> [Stated goal] Copy out the data below as written; omit any images.

> [Data shown]
"""

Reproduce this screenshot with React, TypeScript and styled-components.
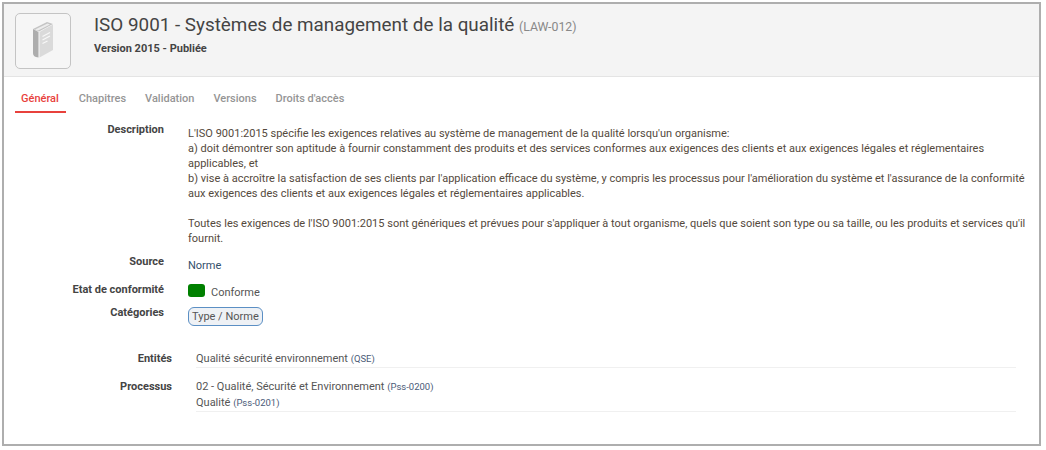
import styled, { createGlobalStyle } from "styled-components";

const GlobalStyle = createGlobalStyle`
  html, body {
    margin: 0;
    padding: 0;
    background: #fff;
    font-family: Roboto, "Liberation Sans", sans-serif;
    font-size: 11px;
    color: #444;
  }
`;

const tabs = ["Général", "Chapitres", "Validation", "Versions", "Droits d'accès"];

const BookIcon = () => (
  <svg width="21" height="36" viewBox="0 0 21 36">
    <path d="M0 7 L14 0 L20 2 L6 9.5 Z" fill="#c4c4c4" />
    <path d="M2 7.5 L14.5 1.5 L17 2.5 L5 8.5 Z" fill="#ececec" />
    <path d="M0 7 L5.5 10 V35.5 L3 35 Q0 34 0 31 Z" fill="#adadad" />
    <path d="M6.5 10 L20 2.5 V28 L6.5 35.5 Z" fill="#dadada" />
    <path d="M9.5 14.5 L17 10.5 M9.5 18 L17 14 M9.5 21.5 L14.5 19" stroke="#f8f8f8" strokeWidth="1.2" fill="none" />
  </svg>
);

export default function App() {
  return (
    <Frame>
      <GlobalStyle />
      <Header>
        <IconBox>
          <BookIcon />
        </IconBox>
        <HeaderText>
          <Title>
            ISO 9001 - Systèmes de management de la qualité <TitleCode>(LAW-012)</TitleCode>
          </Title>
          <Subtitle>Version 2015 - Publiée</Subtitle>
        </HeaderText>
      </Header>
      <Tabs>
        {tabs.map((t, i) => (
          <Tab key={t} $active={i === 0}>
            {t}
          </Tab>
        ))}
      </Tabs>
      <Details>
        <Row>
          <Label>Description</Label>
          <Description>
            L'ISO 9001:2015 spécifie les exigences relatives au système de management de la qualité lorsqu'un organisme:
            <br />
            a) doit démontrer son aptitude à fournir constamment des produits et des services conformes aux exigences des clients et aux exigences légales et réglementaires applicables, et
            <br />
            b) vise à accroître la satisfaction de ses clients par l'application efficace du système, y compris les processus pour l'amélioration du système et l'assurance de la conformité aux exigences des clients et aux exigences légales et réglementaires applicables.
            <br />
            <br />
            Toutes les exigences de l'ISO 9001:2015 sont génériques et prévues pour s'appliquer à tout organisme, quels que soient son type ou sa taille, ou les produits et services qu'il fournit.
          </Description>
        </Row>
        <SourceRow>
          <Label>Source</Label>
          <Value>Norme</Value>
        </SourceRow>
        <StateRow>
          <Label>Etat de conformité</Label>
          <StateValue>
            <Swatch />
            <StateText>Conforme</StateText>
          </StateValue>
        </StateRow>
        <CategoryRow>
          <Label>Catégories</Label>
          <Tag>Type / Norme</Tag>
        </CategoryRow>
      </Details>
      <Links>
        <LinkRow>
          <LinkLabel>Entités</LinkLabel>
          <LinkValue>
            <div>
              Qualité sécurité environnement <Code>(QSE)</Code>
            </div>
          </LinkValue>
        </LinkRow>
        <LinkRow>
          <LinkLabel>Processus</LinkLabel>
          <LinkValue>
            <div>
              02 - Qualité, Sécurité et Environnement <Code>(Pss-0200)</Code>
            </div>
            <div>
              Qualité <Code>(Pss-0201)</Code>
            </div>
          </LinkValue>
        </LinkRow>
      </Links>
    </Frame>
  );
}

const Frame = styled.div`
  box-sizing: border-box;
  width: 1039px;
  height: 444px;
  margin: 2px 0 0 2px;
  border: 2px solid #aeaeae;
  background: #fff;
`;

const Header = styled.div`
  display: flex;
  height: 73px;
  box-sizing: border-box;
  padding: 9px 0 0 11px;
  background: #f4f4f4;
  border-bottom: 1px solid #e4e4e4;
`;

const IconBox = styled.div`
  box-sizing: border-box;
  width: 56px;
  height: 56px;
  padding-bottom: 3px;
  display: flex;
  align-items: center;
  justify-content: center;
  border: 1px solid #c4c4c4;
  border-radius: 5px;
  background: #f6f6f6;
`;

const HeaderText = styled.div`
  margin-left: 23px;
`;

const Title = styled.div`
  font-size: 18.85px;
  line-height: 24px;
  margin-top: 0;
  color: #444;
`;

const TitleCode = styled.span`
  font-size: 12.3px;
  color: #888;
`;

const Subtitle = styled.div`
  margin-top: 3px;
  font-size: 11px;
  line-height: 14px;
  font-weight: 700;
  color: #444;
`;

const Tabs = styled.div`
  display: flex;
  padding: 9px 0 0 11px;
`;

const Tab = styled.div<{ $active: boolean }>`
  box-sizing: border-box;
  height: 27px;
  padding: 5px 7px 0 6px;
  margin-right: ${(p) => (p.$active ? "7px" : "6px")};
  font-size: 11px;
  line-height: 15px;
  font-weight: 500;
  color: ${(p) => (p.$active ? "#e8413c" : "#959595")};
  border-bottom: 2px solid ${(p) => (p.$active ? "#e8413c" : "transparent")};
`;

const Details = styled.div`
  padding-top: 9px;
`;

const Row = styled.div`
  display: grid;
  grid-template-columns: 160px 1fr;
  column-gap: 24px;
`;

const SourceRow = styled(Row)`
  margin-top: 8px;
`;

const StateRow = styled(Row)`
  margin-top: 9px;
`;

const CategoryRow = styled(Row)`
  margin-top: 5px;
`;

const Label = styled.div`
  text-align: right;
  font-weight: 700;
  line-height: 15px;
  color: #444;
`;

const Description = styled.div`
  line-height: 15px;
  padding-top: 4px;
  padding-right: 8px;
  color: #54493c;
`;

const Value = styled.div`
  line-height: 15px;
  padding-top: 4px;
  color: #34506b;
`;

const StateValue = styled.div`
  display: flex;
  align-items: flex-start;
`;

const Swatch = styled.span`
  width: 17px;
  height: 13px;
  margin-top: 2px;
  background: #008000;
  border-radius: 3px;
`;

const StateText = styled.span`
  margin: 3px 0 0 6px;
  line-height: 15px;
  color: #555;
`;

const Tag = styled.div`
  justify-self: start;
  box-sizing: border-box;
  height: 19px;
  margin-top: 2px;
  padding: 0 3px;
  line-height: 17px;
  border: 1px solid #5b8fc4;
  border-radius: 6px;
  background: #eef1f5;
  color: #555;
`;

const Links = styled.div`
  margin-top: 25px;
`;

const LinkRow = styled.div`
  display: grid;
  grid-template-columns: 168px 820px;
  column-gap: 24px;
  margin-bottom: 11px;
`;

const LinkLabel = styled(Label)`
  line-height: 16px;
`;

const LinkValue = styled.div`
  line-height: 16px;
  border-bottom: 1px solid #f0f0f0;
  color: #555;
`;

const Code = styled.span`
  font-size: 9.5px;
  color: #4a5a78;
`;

"""

> [Task answer]
Reproduce this screenshot with React, TypeScript and styled-components.
import styled, { createGlobalStyle } from "styled-components";

const GlobalStyle = createGlobalStyle`
  html, body {
    margin: 0;
    padding: 0;
    background: #fff;
    font-family: Roboto, "Liberation Sans", sans-serif;
    font-size: 11px;
    color: #444;
  }
`;

const tabs = ["Général", "Chapitres", "Validation", "Versions", "Droits d'accès"];

const BookIcon = () => (
  <svg width="21" height="36" viewBox="0 0 21 36">
    <path d="M0 7 L14 0 L20 2 L6 9.5 Z" fill="#c4c4c4" />
    <path d="M2 7.5 L14.5 1.5 L17 2.5 L5 8.5 Z" fill="#ececec" />
    <path d="M0 7 L5.5 10 V35.5 L3 35 Q0 34 0 31 Z" fill="#adadad" />
    <path d="M6.5 10 L20 2.5 V28 L6.5 35.5 Z" fill="#dadada" />
    <path d="M9.5 14.5 L17 10.5 M9.5 18 L17 14 M9.5 21.5 L14.5 19" stroke="#f8f8f8" strokeWidth="1.2" fill="none" />
  </svg>
);

export default function App() {
  return (
    <Frame>
      <GlobalStyle />
      <Header>
        <IconBox>
          <BookIcon />
        </IconBox>
        <HeaderText>
          <Title>
            ISO 9001 - Systèmes de management de la qualité <TitleCode>(LAW-012)</TitleCode>
          </Title>
          <Subtitle>Version 2015 - Publiée</Subtitle>
        </HeaderText>
      </Header>
      <Tabs>
        {tabs.map((t, i) => (
          <Tab key={t} $active={i === 0}>
            {t}
          </Tab>
        ))}
      </Tabs>
      <Details>
        <Row>
          <Label>Description</Label>
          <Description>
            L'ISO 9001:2015 spécifie les exigences relatives au système de management de la qualité lorsqu'un organisme:
            <br />
            a) doit démontrer son aptitude à fournir constamment des produits et des services conformes aux exigences des clients et aux exigences légales et réglementaires applicables, et
            <br />
            b) vise à accroître la satisfaction de ses clients par l'application efficace du système, y compris les processus pour l'amélioration du système et l'assurance de la conformité aux exigences des clients et aux exigences légales et réglementaires applicables.
            <br />
            <br />
            Toutes les exigences de l'ISO 9001:2015 sont génériques et prévues pour s'appliquer à tout organisme, quels que soient son type ou sa taille, ou les produits et services qu'il fournit.
          </Description>
        </Row>
        <SourceRow>
          <Label>Source</Label>
          <Value>Norme</Value>
        </SourceRow>
        <StateRow>
          <Label>Etat de conformité</Label>
          <StateValue>
            <Swatch />
            <StateText>Conforme</StateText>
          </StateValue>
        </StateRow>
        <CategoryRow>
          <Label>Catégories</Label>
          <Tag>Type / Norme</Tag>
        </CategoryRow>
      </Details>
      <Links>
        <LinkRow>
          <LinkLabel>Entités</LinkLabel>
          <LinkValue>
            <div>
              Qualité sécurité environnement <Code>(QSE)</Code>
            </div>
          </LinkValue>
        </LinkRow>
        <LinkRow>
          <LinkLabel>Processus</LinkLabel>
          <LinkValue>
            <div>
              02 - Qualité, Sécurité et Environnement <Code>(Pss-0200)</Code>
            </div>
            <div>
              Qualité <Code>(Pss-0201)</Code>
            </div>
          </LinkValue>
        </LinkRow>
      </Links>
    </Frame>
  );
}

const Frame = styled.div`
  box-sizing: border-box;
  width: 1039px;
  height: 444px;
  margin: 2px 0 0 2px;
  border: 2px solid #aeaeae;
  background: #fff;
`;

const Header = styled.div`
  display: flex;
  height: 73px;
  box-sizing: border-box;
  padding: 9px 0 0 11px;
  background: #f4f4f4;
  border-bottom: 1px solid #e4e4e4;
`;

const IconBox = styled.div`
  box-sizing: border-box;
  width: 56px;
  height: 56px;
  padding-bottom: 3px;
  display: flex;
  align-items: center;
  justify-content: center;
  border: 1px solid #c4c4c4;
  border-radius: 5px;
  background: #f6f6f6;
`;

const HeaderText = styled.div`
  margin-left: 23px;
`;

const Title = styled.div`
  font-size: 18.85px;
  line-height: 24px;
  margin-top: 0;
  color: #444;
`;

const TitleCode = styled.span`
  font-size: 12.3px;
  color: #888;
`;

const Subtitle = styled.div`
  margin-top: 3px;
  font-size: 11px;
  line-height: 14px;
  font-weight: 700;
  color: #444;
`;

const Tabs = styled.div`
  display: flex;
  padding: 9px 0 0 11px;
`;

const Tab = styled.div<{ $active: boolean }>`
  box-sizing: border-box;
  height: 27px;
  padding: 5px 7px 0 6px;
  margin-right: ${(p) => (p.$active ? "7px" : "6px")};
  font-size: 11px;
  line-height: 15px;
  font-weight: 500;
  color: ${(p) => (p.$active ? "#e8413c" : "#959595")};
  border-bottom: 2px solid ${(p) => (p.$active ? "#e8413c" : "transparent")};
`;

const Details = styled.div`
  padding-top: 9px;
`;

const Row = styled.div`
  display: grid;
  grid-template-columns: 160px 1fr;
  column-gap: 24px;
`;

const SourceRow = styled(Row)`
  margin-top: 8px;
`;

const StateRow = styled(Row)`
  margin-top: 9px;
`;

const CategoryRow = styled(Row)`
  margin-top: 5px;
`;

const Label = styled.div`
  text-align: right;
  font-weight: 700;
  line-height: 15px;
  color: #444;
`;

const Description = styled.div`
  line-height: 15px;
  padding-top: 4px;
  padding-right: 8px;
  color: #54493c;
`;

const Value = styled.div`
  line-height: 15px;
  padding-top: 4px;
  color: #34506b;
`;

const StateValue = styled.div`
  display: flex;
  align-items: flex-start;
`;

const Swatch = styled.span`
  width: 17px;
  height: 13px;
  margin-top: 2px;
  background: #008000;
  border-radius: 3px;
`;

const StateText = styled.span`
  margin: 3px 0 0 6px;
  line-height: 15px;
  color: #555;
`;

const Tag = styled.div`
  justify-self: start;
  box-sizing: border-box;
  height: 19px;
  margin-top: 2px;
  padding: 0 3px;
  line-height: 17px;
  border: 1px solid #5b8fc4;
  border-radius: 6px;
  background: #eef1f5;
  color: #555;
`;

const Links = styled.div`
  margin-top: 25px;
`;

const LinkRow = styled.div`
  display: grid;
  grid-template-columns: 168px 820px;
  column-gap: 24px;
  margin-bottom: 11px;
`;

const LinkLabel = styled(Label)`
  line-height: 16px;
`;

const LinkValue = styled.div`
  line-height: 16px;
  border-bottom: 1px solid #f0f0f0;
  color: #555;
`;

const Code = styled.span`
  font-size: 9.5px;
  color: #4a5a78;
`;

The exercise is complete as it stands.